Over the next few weeks, you might hear a few wild-eyed fans claim that Windows 7 is perfect. Don't listen to them—they're just a bit giddy. The new Windows operating system, which goes on sale today, may be a terrific product, but it's not perfect. You'll still find a few of the niggling quirks found in Windows versions past. For instance, the OS still requires "activation" by a 25-character code, an anti-piracy measure that annoys legitimate users while doing little to crush actual pirates. And if you buy a new Windows 7 PC, you might find it clogged with crapware—useless pre-loaded software installed by computer makers in exchange for money, a practice that isn't technically a flaw in the OS but that nevertheless ruins what Microsoft likes to call the "Windows experience."
These are only quibbles, however, inconsequential defects in what's otherwise a nearly flawless system. Indeed, the new Windows is not only the best operating system that Microsoft has ever produced. It is arguably the fastest, most intuitive, and most useful consumer desktop OS on the market today. Windows 7 edges out Snow Leopard—Apple's latest Mac operating system—in several important ways and will leave any computers running an older version of the Mac OS in the dust.
That Microsoft has produced such an impressive OS is a real kick in the pants. The company's last operating system, Windows Vista, was a lead balloon; though Microsoft did move quickly to fix its multitude of flaws, Vista remains dogged by a perception that it sucks. More than two years after its release, Vista has been installed on only about one-fifth of the world's PCs—which would be impressive for any company except Microsoft, whose entire business is predicated upon the idea of global market domination.

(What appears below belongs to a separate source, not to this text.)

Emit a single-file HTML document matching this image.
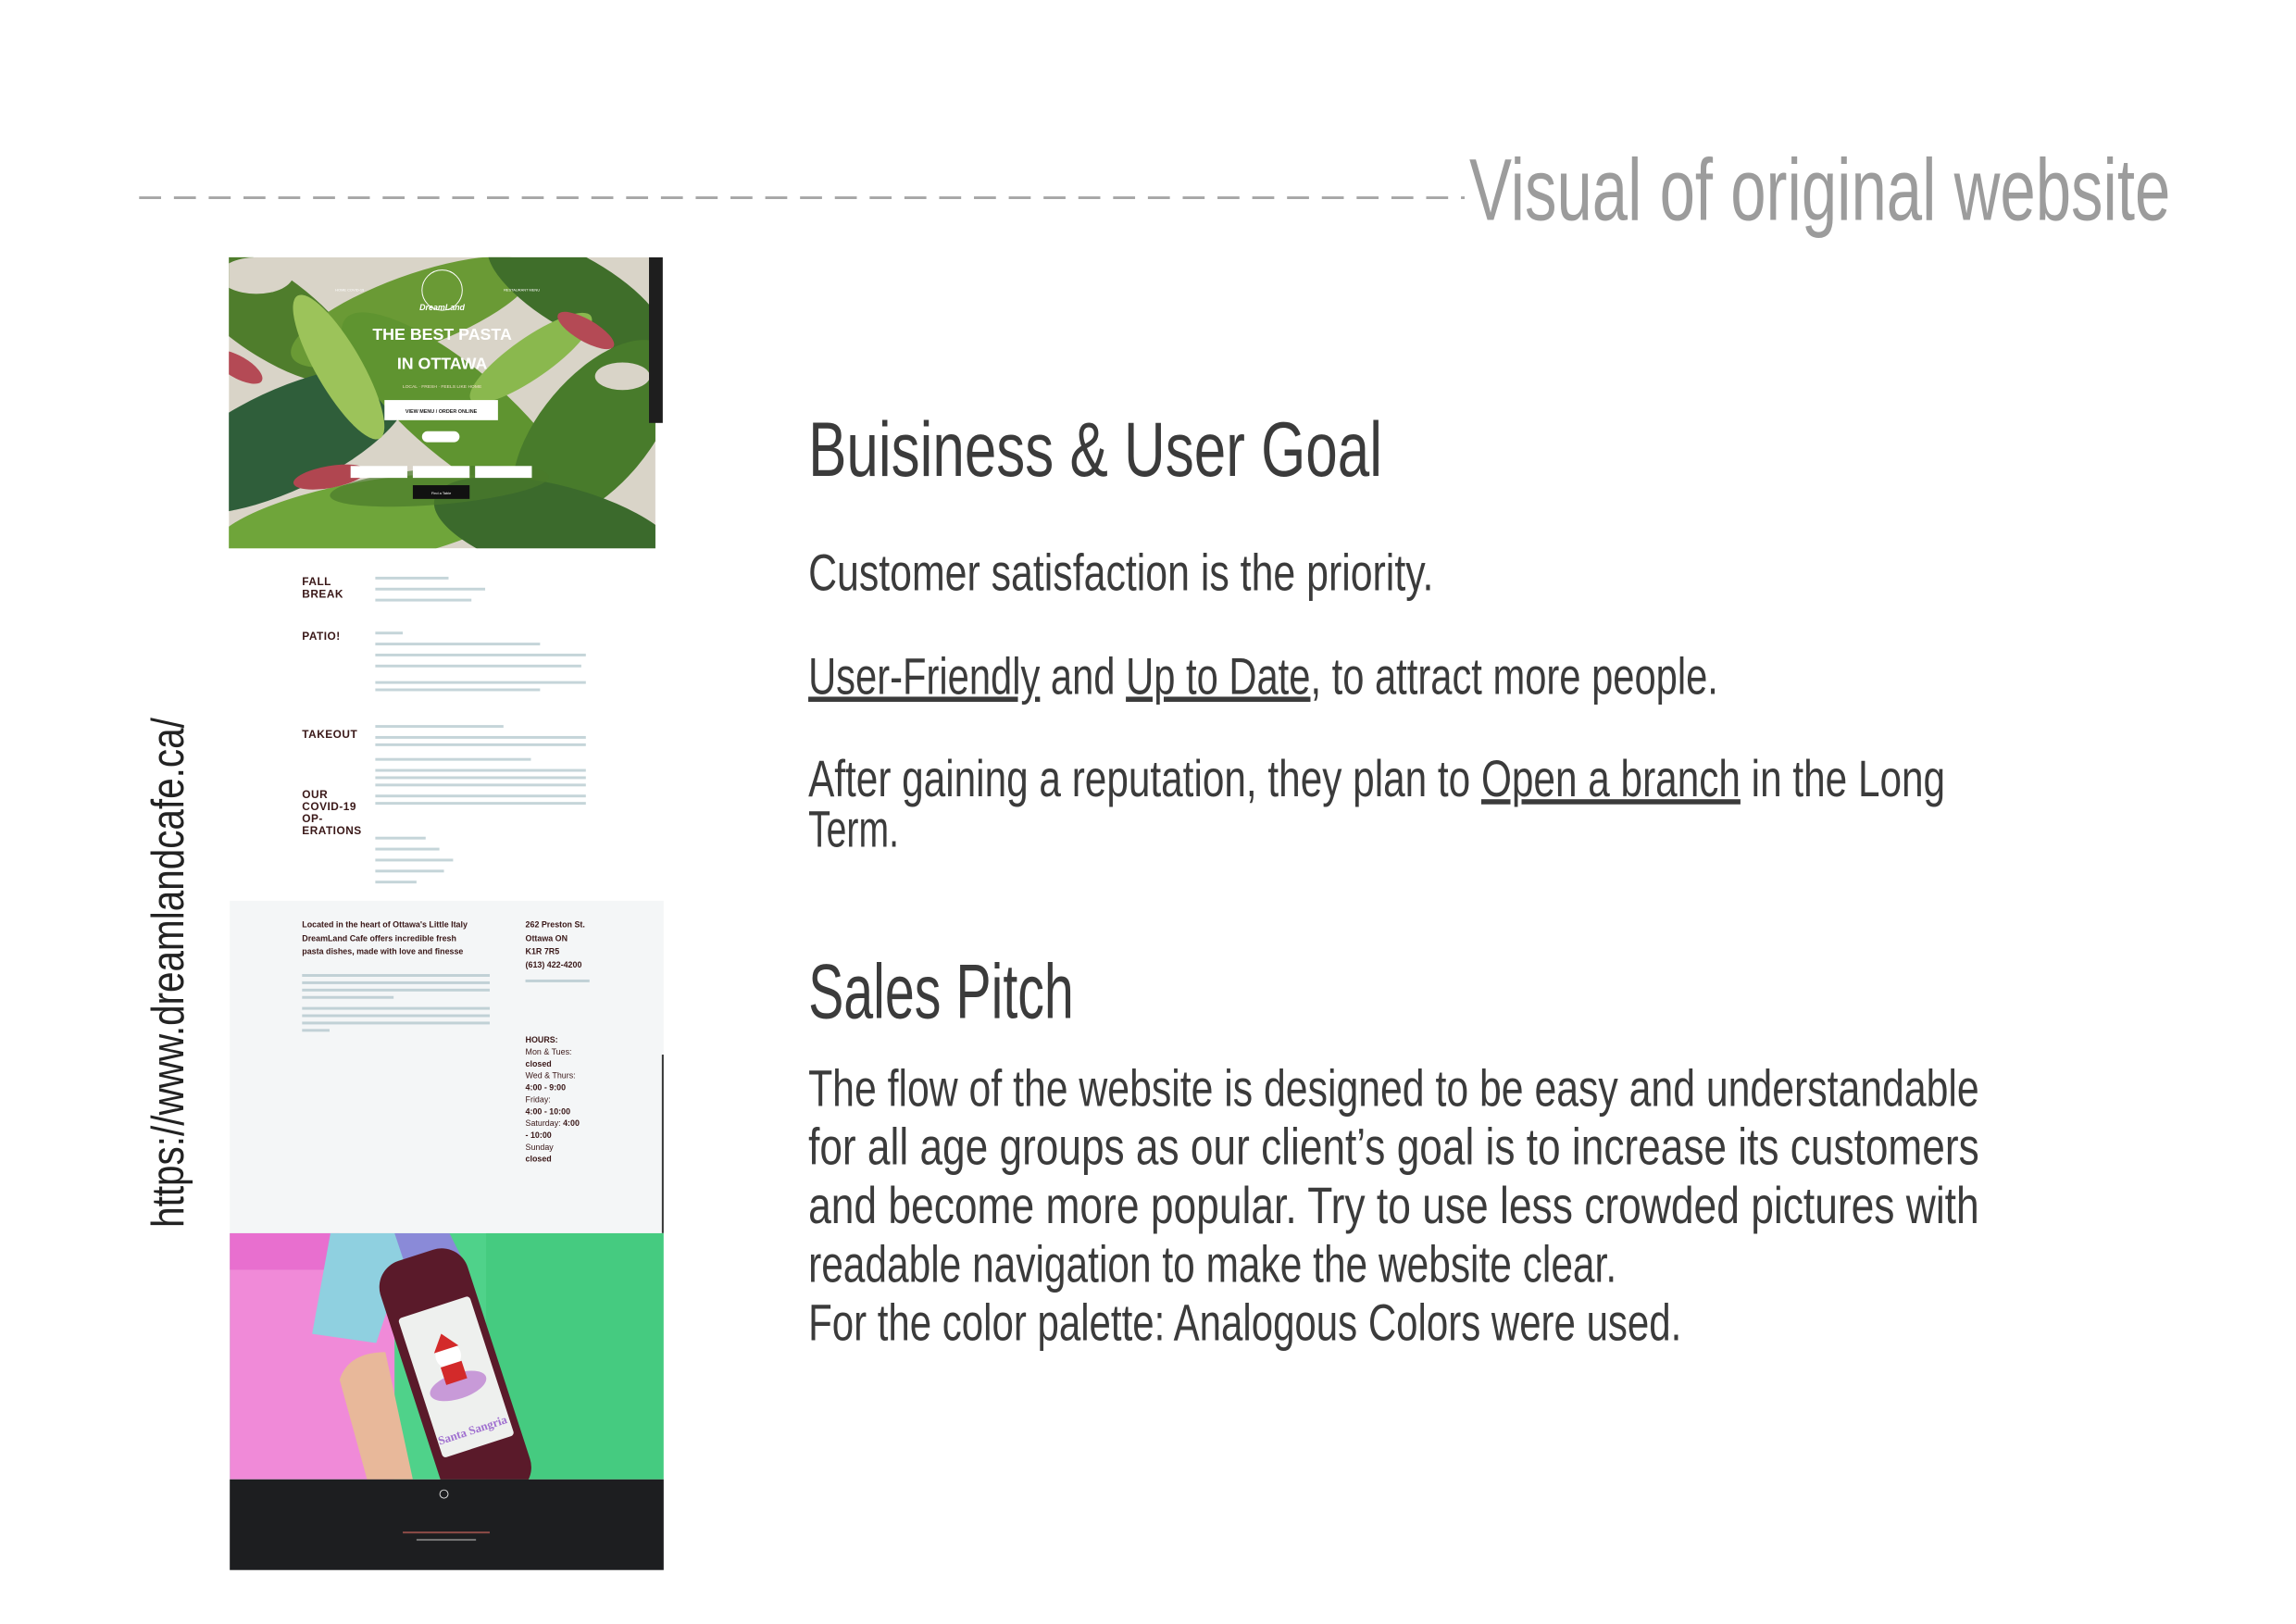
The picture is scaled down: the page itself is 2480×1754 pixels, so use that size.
<!DOCTYPE html>
<html><head><meta charset="utf-8"><style>
html,body{margin:0;padding:0;background:#fff;}
body{width:2480px;height:1754px;position:relative;overflow:hidden;font-family:"Liberation Sans",sans-serif;}
#w{position:absolute;left:0;top:0;width:2480px;height:1754px;transform:scale(0.98875);transform-origin:0 0;}
.abs{position:absolute;}
.lbl{position:absolute;left:330px;font:bold 12px/14px "Liberation Sans",sans-serif;color:#3a1818;letter-spacing:0.5px;}
.ln{position:absolute;height:3px;background:#9fb9c0;opacity:.6;}
.it{position:absolute;font:bold 9px/14.5px "Liberation Sans",sans-serif;color:#3a1818;}
</style></head><body><div id="w">

<svg class="abs" style="left:0;top:0" width="2480" height="1754">
  <line x1="152" y1="216" x2="1600" y2="216" stroke="#a6a6a6" stroke-width="3" stroke-dasharray="24,14"/>
  <text x="1605" y="240" font-family="Liberation Sans" font-size="96" fill="#9c9c9c" textLength="766" lengthAdjust="spacingAndGlyphs">Visual of original website</text>
  <g font-family="Liberation Sans" fill="#3b3b3b">
    <text x="883" y="520" font-size="84" textLength="627" lengthAdjust="spacingAndGlyphs">Buisiness &amp; User Goal</text>
    <text x="883" y="645" font-size="56" textLength="683" lengthAdjust="spacingAndGlyphs">Customer satisfaction is the priority.</text>
    <text x="883" y="758" font-size="56" textLength="994" lengthAdjust="spacingAndGlyphs"><tspan text-decoration="underline">User-Friendly</tspan> and <tspan text-decoration="underline">Up to Date</tspan>, to attract more people.</text>
    <text x="883" y="870" font-size="56" textLength="1242" lengthAdjust="spacingAndGlyphs">After gaining a reputation, they plan to <tspan text-decoration="underline">Open a branch</tspan> in the Long</text>
    <text x="883" y="925" font-size="56" textLength="99" lengthAdjust="spacingAndGlyphs">Term.</text>
    <text x="883" y="1112" font-size="84" textLength="290" lengthAdjust="spacingAndGlyphs">Sales Pitch</text>
    <text x="883" y="1208" font-size="56" textLength="1279" lengthAdjust="spacingAndGlyphs">The flow of the website is designed to be easy and understandable</text>
    <text x="883" y="1272" font-size="56" textLength="1279" lengthAdjust="spacingAndGlyphs">for all age groups as our client’s goal is to increase its customers</text>
    <text x="883" y="1336" font-size="56" textLength="1279" lengthAdjust="spacingAndGlyphs">and become more popular. Try to use less crowded pictures with</text>
    <text x="883" y="1400" font-size="56" textLength="883" lengthAdjust="spacingAndGlyphs">readable navigation to make the website clear.</text>
    <text x="883" y="1464" font-size="56" textLength="954" lengthAdjust="spacingAndGlyphs">For the color palette: Analogous Colors were used.</text>
  </g>
  <text transform="translate(200,1341) rotate(-90)" font-family="Liberation Sans" font-size="50" fill="#222" textLength="557" lengthAdjust="spacingAndGlyphs">https://www.dreamlandcafe.ca/</text>
</svg>

<svg class="abs" style="left:250px;top:281px" width="475" height="320" viewBox="0 0 475 320">
  <defs><clipPath id="c"><rect width="466" height="318"/></clipPath></defs>
  <g clip-path="url(#c)">
  <rect width="466" height="318" fill="#d9d4c8"/>
  <g>
    <ellipse cx="40" cy="60" rx="120" ry="45" transform="rotate(35 40 60)" fill="#4f7d2c"/>
    <ellipse cx="200" cy="60" rx="140" ry="40" transform="rotate(-20 200 60)" fill="#6a9a35"/>
    <ellipse cx="380" cy="40" rx="110" ry="40" transform="rotate(30 380 40)" fill="#3f6e2a"/>
    <ellipse cx="60" cy="200" rx="150" ry="55" transform="rotate(-25 60 200)" fill="#2f5e3a"/>
    <ellipse cx="250" cy="170" rx="160" ry="50" transform="rotate(40 250 170)" fill="#5f9430"/>
    <ellipse cx="400" cy="190" rx="120" ry="60" transform="rotate(-50 400 190)" fill="#487b2b"/>
    <ellipse cx="150" cy="290" rx="170" ry="45" transform="rotate(-10 150 290)" fill="#6fa53a"/>
    <ellipse cx="360" cy="300" rx="140" ry="50" transform="rotate(15 360 300)" fill="#3b6a2c"/>
    <ellipse cx="120" cy="120" rx="90" ry="25" transform="rotate(60 120 120)" fill="#9cc35a"/>
    <ellipse cx="330" cy="110" rx="80" ry="22" transform="rotate(-35 330 110)" fill="#8ab84e"/>
    <ellipse cx="390" cy="80" rx="35" ry="12" transform="rotate(30 390 80)" fill="#b44a55"/>
    <ellipse cx="10" cy="120" rx="30" ry="12" transform="rotate(30 10 120)" fill="#b44a55"/>
    <ellipse cx="110" cy="240" rx="40" ry="12" transform="rotate(-10 110 240)" fill="#b04650"/>
    <ellipse cx="230" cy="250" rx="120" ry="20" transform="rotate(-5 230 250)" fill="#4a7a2b" opacity=".7"/>
    <ellipse cx="30" cy="20" rx="40" ry="20" fill="#d9d4c8"/>
    <ellipse cx="430" cy="130" rx="30" ry="15" fill="#d9d4c8"/>
  </g>
  <g font-family="Liberation Sans" fill="#fff" text-anchor="middle">
    <text x="233" y="58" font-size="9" font-weight="bold" font-style="italic">DreamLand</text>
    <circle cx="233" cy="36" r="22" fill="none" stroke="#fff" stroke-width="1"/>
    <text x="132" y="37" font-size="4">HOME  COVID-19</text>
    <text x="320" y="37" font-size="4">RESTAURANT  MENU</text>
    <text x="233" y="90" font-size="18" font-weight="bold">THE BEST PASTA</text>
    <text x="233" y="122" font-size="18" font-weight="bold">IN OTTAWA</text>
    <text x="233" y="143" font-size="5" fill="#f3e0c8">LOCAL · FRESH · FEELS LIKE HOME</text>
  </g>
  <rect x="170" y="156" width="124" height="22" fill="#fff"/>
  <text x="232" y="170" font-family="Liberation Sans" font-size="5.5" font-weight="bold" text-anchor="middle" fill="#222">VIEW MENU / ORDER ONLINE</text>
  <rect x="211" y="190" width="41" height="12" rx="6" fill="#fff"/>
  <rect x="133" y="228" width="62" height="13" fill="#fff"/>
  <rect x="201" y="228" width="62" height="13" fill="#fff"/>
  <rect x="269" y="228" width="62" height="13" fill="#fff"/>
  <rect x="201" y="249" width="62" height="15" fill="#111"/>
  <text x="232" y="259" font-family="Liberation Sans" font-size="4" text-anchor="middle" fill="#fff">Find a Table</text>
  </g>
  <rect x="459" y="0" width="15" height="181" fill="#1e1e1e"/>
</svg>

<div class="lbl" style="top:628px">FALL<br>BREAK</div>
<div class="lbl" style="top:688px">PATIO!</div>
<div class="lbl" style="top:795px">TAKEOUT</div>
<div class="lbl" style="top:862px;line-height:13px">OUR<br>COVID-19<br>OP-<br>ERATIONS</div>
<div class="ln" style="left:410px;top:630px;width:80px"></div>
<div class="ln" style="left:410px;top:642px;width:120px"></div>
<div class="ln" style="left:410px;top:654px;width:105px"></div>
<div class="ln" style="left:410px;top:690px;width:30px"></div>
<div class="ln" style="left:410px;top:702px;width:180px"></div>
<div class="ln" style="left:410px;top:714px;width:230px"></div>
<div class="ln" style="left:410px;top:726px;width:225px"></div>
<div class="ln" style="left:410px;top:744px;width:230px"></div>
<div class="ln" style="left:410px;top:752px;width:180px"></div>
<div class="ln" style="left:410px;top:792px;width:140px"></div>
<div class="ln" style="left:410px;top:804px;width:230px"></div>
<div class="ln" style="left:410px;top:812px;width:230px"></div>
<div class="ln" style="left:410px;top:828px;width:170px"></div>
<div class="ln" style="left:410px;top:840px;width:230px"></div>
<div class="ln" style="left:410px;top:848px;width:230px"></div>
<div class="ln" style="left:410px;top:856px;width:230px"></div>
<div class="ln" style="left:410px;top:868px;width:230px"></div>
<div class="ln" style="left:410px;top:876px;width:230px"></div>
<div class="ln" style="left:410px;top:914px;width:55px"></div>
<div class="ln" style="left:410px;top:926px;width:70px"></div>
<div class="ln" style="left:410px;top:938px;width:85px"></div>
<div class="ln" style="left:410px;top:950px;width:75px"></div>
<div class="ln" style="left:410px;top:962px;width:45px"></div>

<div class="abs" style="left:251px;top:984px;width:474px;height:363px;background:#f4f6f7"></div>
<div class="abs" style="left:723px;top:1152px;width:2px;height:195px;background:#333"></div>
<div class="it" style="left:330px;top:1003px">Located in the heart of Ottawa's Little Italy<br>DreamLand Cafe offers incredible fresh<br>pasta dishes, made with love and finesse</div>
<div class="ln" style="left:330px;top:1064px;width:205px"></div>
<div class="ln" style="left:330px;top:1072px;width:205px"></div>
<div class="ln" style="left:330px;top:1080px;width:205px"></div>
<div class="ln" style="left:330px;top:1088px;width:100px"></div>
<div class="ln" style="left:330px;top:1100px;width:205px"></div>
<div class="ln" style="left:330px;top:1108px;width:205px"></div>
<div class="ln" style="left:330px;top:1116px;width:205px"></div>
<div class="ln" style="left:330px;top:1124px;width:30px"></div>
<div class="it" style="left:574px;top:1003px">262 Preston St.<br>Ottawa ON<br>K1R 7R5<br>(613) 422-4200</div>
<div class="ln" style="left:574px;top:1070px;width:70px"></div>
<div class="it" style="left:574px;top:1130px;line-height:13px">HOURS:<br><span style="font-weight:normal">Mon &amp; Tues:</span><br>closed<br><span style="font-weight:normal">Wed &amp; Thurs:</span><br>4:00 - 9:00<br><span style="font-weight:normal">Friday:</span><br>4:00 - 10:00<br><span style="font-weight:normal">Saturday:</span> 4:00<br>- 10:00<br><span style="font-weight:normal">Sunday</span><br>closed</div>

<svg class="abs" style="left:251px;top:1347px" width="474" height="269" viewBox="0 0 474 269">
  <rect width="474" height="269" fill="#4fd28a"/>
  <rect width="180" height="269" fill="#f08ad8"/>
  <rect x="0" y="0" width="120" height="40" fill="#e86fcf"/>
  <path d="M110 0 L200 0 L160 120 L90 110 Z" fill="#8fd0e0"/>
  <path d="M180 0 L240 0 L260 40 L200 60 Z" fill="#8a8ad8"/>
  <rect x="280" y="0" width="194" height="269" fill="#3fc77a" opacity=".6"/>
  <path d="M150 269 L120 160 Q130 130 170 130 L200 269 Z" fill="#e8b89a"/>
  <g transform="rotate(-18 240 170)">
    <rect x="200" y="20" width="100" height="280" rx="30" fill="#5a1a2a"/>
    <rect x="210" y="80" width="82" height="160" rx="4" fill="#eef0ee"/>
    <ellipse cx="250" cy="170" rx="32" ry="14" fill="#c89ad8"/>
    <circle cx="250" cy="135" r="14" fill="#fff"/>
    <path d="M236 128 L250 110 L264 128 Z" fill="#d32a2a"/>
    <rect x="238" y="145" width="24" height="20" fill="#d32a2a"/>
    <text x="250" y="225" font-family="Liberation Serif" font-size="13" font-weight="bold" fill="#a070d0" text-anchor="middle">Santa Sangria</text>
  </g>
</svg>

<div class="abs" style="left:251px;top:1616px;width:474px;height:99px;background:#1d1e20"></div>
<div class="abs" style="left:480px;top:1627px;width:8px;height:8px;border:1.5px solid #ddd;border-radius:50%"></div>
<div class="abs" style="left:440px;top:1673px;width:95px;height:2px;background:#c0605a;opacity:.7"></div>
<div class="abs" style="left:455px;top:1681px;width:65px;height:2px;background:#777"></div>

</div></body></html>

So when Microsoft first began talking up Windows 7 about a year and a half ago, you would have been forgiven for expecting a marketing gimmick, a quick fix to save a crashing brand. Indeed, as detractors have pointed out, Windows 7 shares much of Vista's codebase and could be thought of as just a service pack—a fix-up—for the unpopular OS. Yet that's like saying Rachel Weisz has pretty much the same DNA as Washoe the chimp—the technical differences may be small, but the way things are arranged matters a great deal. The new OS so thoroughly outshines the old that after using it for a few weeks, you'll remember what it was like to be in love with your PC.
What's so great about Windows 7? For starters, it offers everything you want in an OS: Programs load and run quickly, your computer pretty much never crashes, and the system mostly stays out of your way. This last point represents a major improvement over Vista, which used to interrupt your work repeatedly to ask whether you really, truly wanted to do that thing you just asked it to do. Windows 7 also gets along well with a wide range of third-party peripherals, offering quick, easy connectivity to printers, music players, and other gadgets of all sorts—another big plus over Vista. The OS has a fast and accurate built-in search engine that easily finds all of your documents and programs. Plus, it's visually arresting—in many small, beautiful ways, Microsoft's engineers have polished up the Vista design, creating an interface that feels fresh even after you've been at it for eight hours straight.
But my favorite thing about Windows 7 is the way it helps you navigate an overcrowded screen. Using a computer often feels like a slog; work at a PC long enough during the day, and it's bound to get slow and annoyingly messy. You'll have countless open windows strewn all over your desktop, important files scattered across your hard drive, and beeping, flashing balloons trying to get your attention every few minutes. Over the years, Apple has been the leader in offering ways to deal with a cluttered machine. But in Windows 7, Microsoft pulls ahead.